***** Dataset records *****
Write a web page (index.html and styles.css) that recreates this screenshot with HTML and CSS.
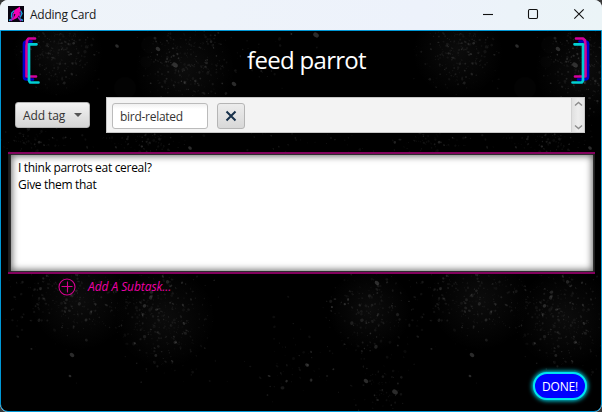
FILE: index.html
```html
<!DOCTYPE html>
<html lang="en">
<head>
<meta charset="utf-8">
<title>Adding Card</title>
<link rel="stylesheet" href="styles.css">
</head>
<body>
<div class="window">
  <header class="titlebar">
    <svg class="app-icon" viewBox="0 0 16 16" width="16" height="16">
      <rect width="16" height="16" fill="#080310"/>
      <path d="M6.500 4.500 3.700 7 3.500 11 5.500 12.500M12.500 4.500 14 7.500 12 11.500M1 14.500 4.500 13M11 12.500l4 2" fill="none" stroke="#18a0dc" stroke-width="1.400"/>
      <path d="M5.500 7 5 11 3 15M12 6.500 11.500 10.500M10 11l3 4" fill="none" stroke="#a020c8" stroke-width="1.500"/>
      <path d="M12 .5 6.500 4 5.500 7.500 7.500 8.500 6 11 4 14.500 9 12 11.500 8.500 11.500 6.500 13 4 12 3z" fill="#f800b4"/>
    </svg>
    <span class="title">Adding Card</span>
    <svg class="win-btns" viewBox="0 0 104 16" width="104" height="16" fill="none" stroke="#111" stroke-width="1.100">
      <path d="M0 8.500h10"/>
      <rect x="45.500" y="3.500" width="9" height="9" rx="1.200"/>
      <path d="m91.300 3.300 9.400 9.400m0-9.400-9.400 9.400"/>
    </svg>
  </header>
  <main class="body">
    <svg class="dust" width="600" height="380" viewBox="1 31 600 380">
      <defs><radialGradient id="haze"><stop offset="0" stop-color="#aaa"/><stop offset="1" stop-color="#aaa" stop-opacity="0"/></radialGradient></defs>
      <g id="dust"></g>
    </svg>
    <div class="heading">
      <svg class="bracket" viewBox="0 0 20 50" width="20" height="50" fill="none" stroke-width="2.700" stroke-linecap="round" stroke-linejoin="round">
        <path d="M11.500 5.500H6.500Q4 5.500 4 8V40.500Q4 43.500 6.500 43.500H13" stroke="#0000cc"/>
        <path d="M15 2.500H8.500L7 4.500 6.500 10V40.500H16" stroke="#d4009c"/>
        <path d="M16.500 8.300H9V44.500L10 46.500H18.500" stroke="#00cfd4"/>
      </svg>
      <h1>feed parrot</h1>
      <svg class="bracket flip" viewBox="0 0 20 50" width="20" height="50" fill="none" stroke-width="2.700" stroke-linecap="round" stroke-linejoin="round">
        <path d="M11.500 5.500H5.500Q3 5.500 3 8V40.500Q3 43.500 6 43.500H13" stroke="#0000cc"/>
        <path d="M15 2.500H8L6 4.500 5.500 10V40.500H16" stroke="#d4009c"/>
        <path d="M16.500 8.300H8V44.500L9 46.500H18.500" stroke="#00cfd4"/>
      </svg>
    </div>
    <div class="tags">
      <button class="add-tag"><span>Add tag</span><i class="caret"></i></button>
      <div class="tag-list">
        <div class="tag-field"><span>bird-related</span></div>
        <button class="remove"><svg width="12" height="12" viewBox="0 0 12 12"><path d="m1.500 1.500 9 9m0-9-9 9" fill="none" stroke="#17304a" stroke-width="2"/></svg></button>
        <div class="scroll">
          <svg width="9" height="6" viewBox="0 0 9 6"><path d="m1 4.500 3.500-3 3.500 3" fill="none" stroke="#8c8c8c" stroke-width="1.400"/></svg>
          <svg width="9" height="6" viewBox="0 0 9 6"><path d="m1 1.500 3.500 3 3.500-3" fill="none" stroke="#8c8c8c" stroke-width="1.400"/></svg>
        </div>
      </div>
    </div>
    <div class="note"><p>I think parrots eat cereal?<br>Give them that</p></div>
    <div class="subtask">
      <svg width="18" height="18" viewBox="0 0 18 18" fill="none" stroke="#d4008f" stroke-width="1.100"><circle cx="9" cy="9" r="8"/><path d="M9.500 3.500v11M3.500 8.500h11"/></svg>
      <span>Add A Subtask...</span>
    </div>
    <div class="footer"><button class="done"><span>DONE!</span></button></div>
  </main>
</div>
<script src="dust.js"></script>
</body>
</html>
```

FILE: styles.css
```css
* { box-sizing: border-box; }
body { margin: 0; background: #3a3a3a; font-family: "Open Sans", "Noto Sans", sans-serif; font-size: 12px; overflow: hidden; }
button { font: inherit; margin: 0; padding: 0; }
.window { width: 602px; height: 412px; border-radius: 8px; overflow: hidden; display: flex; flex-direction: column; background: #eff4fa; }
.titlebar { height: 30px; flex: none; display: flex; align-items: center; padding: 0 15px 2px 8px; background: linear-gradient(90deg, #eff4f9, #edf2fb 70%, #ebf4f7); color: #191919; }
.app-icon { margin-right: 6px; }
.title { letter-spacing: -.25px; white-space: nowrap; padding-top: 1px; }
.win-btns { margin-left: auto; }
.body { position: relative; flex: 1; min-height: 0; border: 1px solid #0098d6; border-radius: 0 0 8px 8px; background: #000; display: flex; flex-direction: column; overflow: hidden; }
.dust { position: absolute; inset: 0; }
.heading, .tags, .note, .subtask, .footer { position: relative; flex: none; }
.heading { height: 66px; display: flex; justify-content: space-between; padding: 5px 10px 0 19px; }
h1 { margin: 7px 0 0 2px; font-size: 24px; line-height: 34px; font-weight: 400; color: #fff; letter-spacing: -.7px; white-space: nowrap; }
.flip { transform: scaleX(-1); }
.tags { height: 36px; display: flex; padding: 0 16px 0 14px; }
.add-tag { width: 75px; height: 26px; margin: 5px 16px 0 0; border: 1px solid #b4b4b4; border-radius: 3px; background: linear-gradient(#f3f3f3, #d4d4d4); color: #333; display: flex; align-items: center; padding-left: 7px; }
.add-tag span { white-space: nowrap; letter-spacing: -.1px; }
.caret { border: 4px solid transparent; border-top: 4px solid #555; border-bottom: 0; margin-left: 9px; }
.tag-list { flex: 1; background: #f3f3f3; border: 1px solid #c8c8c8; display: flex; padding-left: 5px; }
.tag-field { width: 96px; height: 26px; margin: 5px 9px 0 0; background: linear-gradient(#f0f0f0, #fff 5px); border: 1px solid #bbb; border-radius: 3px; color: #333; padding-left: 7px; line-height: 26px; letter-spacing: -.28px; white-space: nowrap; }
.remove { width: 28px; height: 26px; margin-top: 5px; border: 1px solid #b5b5b5; border-radius: 3px; background: linear-gradient(#ececec, #d8d8d8); display: flex; align-items: center; justify-content: center; }
.scroll { width: 13px; margin-left: auto; background: linear-gradient(90deg, #e0e0e0, #ededed 50%, #e3e3e3); border-left: 1px solid #d2d2d2; display: flex; flex-direction: column; justify-content: space-between; align-items: center; padding: 3px 0 2px; }
.note { height: 122px; margin: 19px 6px 0 7px; border: 2px solid #85005f; border-width: 2px 0; background: #1c1c1c; padding: 1px 2px 1px 3px; }
.note p { margin: 0; height: 116px; padding: 4px 7px; line-height: 17px; color: #000; background: #fff; box-shadow: inset 0 0 7px 1px #0009, 0 0 2px #555; letter-spacing: -.31px; white-space: nowrap; }
.subtask { height: 26px; margin: 0 0 0 57px; padding-top: 4px; display: flex; color: #f000a8; font-style: italic; line-height: 18px; }
.subtask span { margin-left: 12px; letter-spacing: -.07px; white-space: nowrap; }
.footer { margin-top: auto; height: 39px; display: flex; justify-content: flex-end; padding-right: 14px; }
.done { width: 54px; height: 28px; border: 2px solid #00e4f0; border-radius: 14px; background: #00f; color: #fff; box-shadow: 0 0 4px 1px #00d4e4; display: flex; align-items: center; justify-content: center; }
.done span { white-space: nowrap; letter-spacing: -.2px; }
```

FILE: dust.js
```js
// Grey dust texture, repeated every 400px.
let seed = 71;
const rnd = () => (seed = (seed * 16807) % 2147483647) / 2147483647;
// Each cluster: x, y, horizontal spread, vertical spread, count.
const clusters = [
  [58, 52, 25, 24, 260], [185, 65, 28, 32, 340], [245, 55, 45, 22, 45],
  [145, 140, 30, 12, 130], [35, 143, 28, 12, 80], [320, 140, 40, 15, 55],
  [75, 300, 45, 25, 320], [165, 318, 25, 32, 340], [370, 310, 25, 30, 220],
  [295, 365, 28, 30, 60], [380, 385, 18, 20, 80], [200, 220, 190, 190, 60]
];
const gauss = () => (rnd() + rnd() + rnd() - 1.5) * 1.5;
let out = "";
const speck = (x, y, rx, ry, a, shade, fill = "#aaa") => {
  for (const shift of [0, 400]) {
    out += `<ellipse cx="${x + shift}" cy="${y}" rx="${rx}" ry="${ry}" fill="${fill}" opacity="${shade}" transform="rotate(${a} ${x + shift} ${y})"/>`;
  }
};
for (const [x, y, w, h, n] of clusters) {
  for (let i = 0; i < n; i++) {
    const r = .4 + rnd() * rnd() * 1.5;
    speck(x + gauss() * w, y + gauss() * h, r, r * (.5 + rnd() * .7), rnd() * 90, .06 + rnd() * rnd() * .2);
  }
}
[[58, 52, 45], [185, 70, 50], [80, 300, 50], [165, 318, 50], [370, 310, 42]]
  .forEach(([x, y, r]) => speck(x, y, r, r, 0, .07, "url(#haze)"));
[[146, 62, 6], [150, 45, 9], [125, 88, 11]]
  .forEach(([x, y, r]) => speck(x, y, r, r, 0, .02));
[[158, 49, 2.5], [117, 46, 2], [175, 65, 3], [316, 35, 3], [234, 84, 2.5], [190, 148, 2], [377, 283, 2.5], [72, 355, 2.5], [307, 365, 2], [395, 392, 3], [366, 381, 2.5], [70, 376, 1.500]]
  .forEach(([x, y, r]) => speck(x, y, r, r * .75, 35, .25));
document.getElementById("dust").innerHTML = out;
```
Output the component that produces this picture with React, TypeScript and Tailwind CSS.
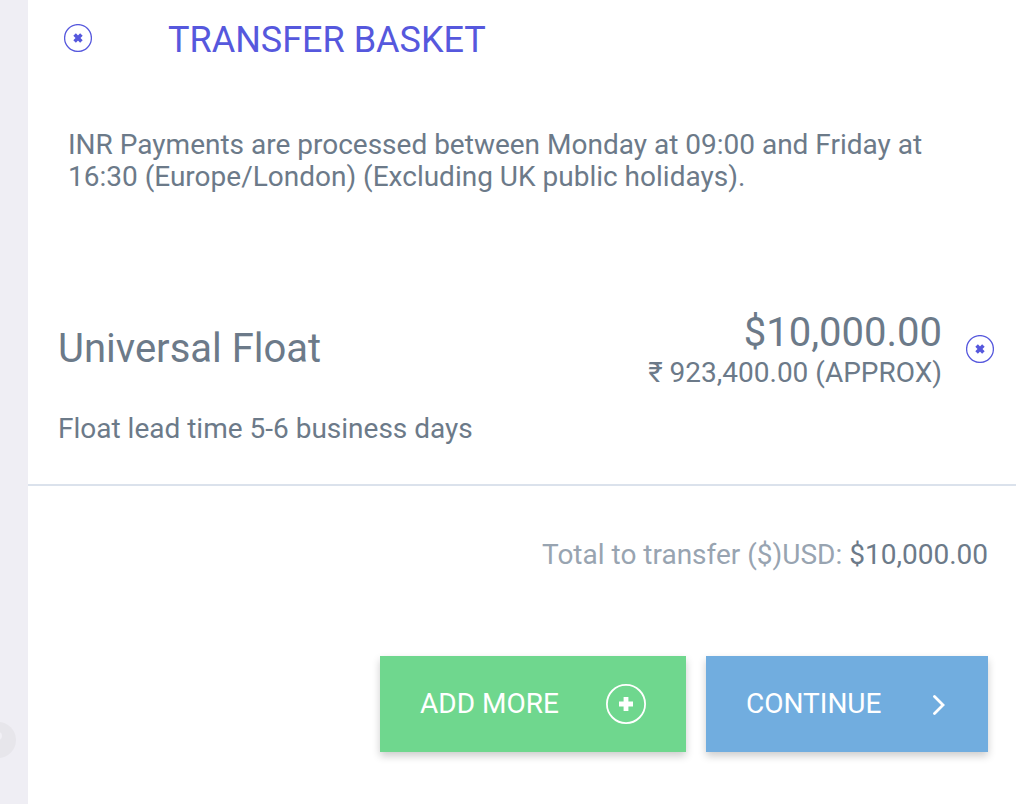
*****
• Task prompt:
Copy all lines of the listing above that contain the string "styles".

• Full answer:
Write a web page (index.html and styles.css) that recreates this screenshot with HTML and CSS.
<link rel="stylesheet" href="styles.css">
FILE: styles.css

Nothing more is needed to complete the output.